Gaddafi stays unburied in Misrata
2011-10-24 08:08
Benghazi - Libya's new rulers declared the country freed from Muammar Gaddafi's 42 years of one-man rule, saying the "Pharaoh of the times" was in history's garbage bin and a future of democracy and reconciliation beckoned.
But as thousands in Benghazi on Sunday heard the authorities announce "liberation", Gaddafi's rotting body, unburied and on public display in Misrata, was casting a shadow over the nation he once dominated.
Some fear National Transitional Council (NTC) chief Mustafa Abdel Jalil, a mild-mannered former justice minister, will find it hard to impose his will on his fractious revolutionary alliance, pointing to Misrata's insistence on displaying Gaddafi's body and that of his son Mutassim and to the lack of a clear account about how they met their end.
The lack of a clear plan for Gaddafi's burial suggests to some analysts that there is justification for fears of a descent into leaderless turmoil and armed infighting.
Some Muslims will be vexed that Gaddafi has not been given a rapid burial as demanded by Islam, although few Libyans share the outrage expressed by one of his exiled sons, Saadi, about the deaths of his father and brother Mutassim.
At the Benghazi celebrations there was no direct reference to what some outsiders see as Misrata's ghoulish display.
In a speech Jalil renewed an earlier promise to uphold Islamic law.

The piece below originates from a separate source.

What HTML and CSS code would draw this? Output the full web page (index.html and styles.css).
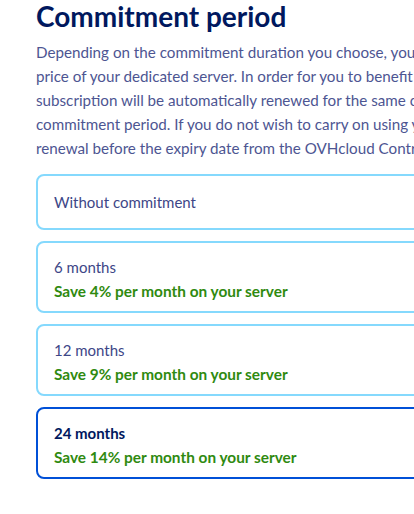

"All the martyrs, the civilians and the army had waited for this moment. But now they are in the best of places ... eternal heaven," he said, shaking hands with supporters.
Secret grave
There is international disquiet about increasingly graphic and disturbing images on the internet of abuse of what appears to be Gaddafi following his capture and the fall of his hometown of Sirte on Thursday.
Gaddafi's surviving family, in exile, wants his body and that of Mutassim to be handed over to tribal kinsmen from Sirte. NTC officials said they were trying to arrange a secret resting place to avoid loyalist supporters making it a shrine. Misrata does not want his body under its soil.
Saadi Gaddafi's lawyer said he was "shocked and outraged by the vicious brutality which accompanied the murders of his father and brother.
"The contradictory statements issued by the NTC excusing these barbaric executions and the grotesque abuse of the corpses make it clear that no person affiliated with the former regime will receive a fair trial in Libya, nor will they receive justice for crimes committed against them," lawyer Nick Kaufman said in an email sent to Reuters.
Libyan leaders have approved a request to open an investigation into Saadi over the murder of a footballer in 2005.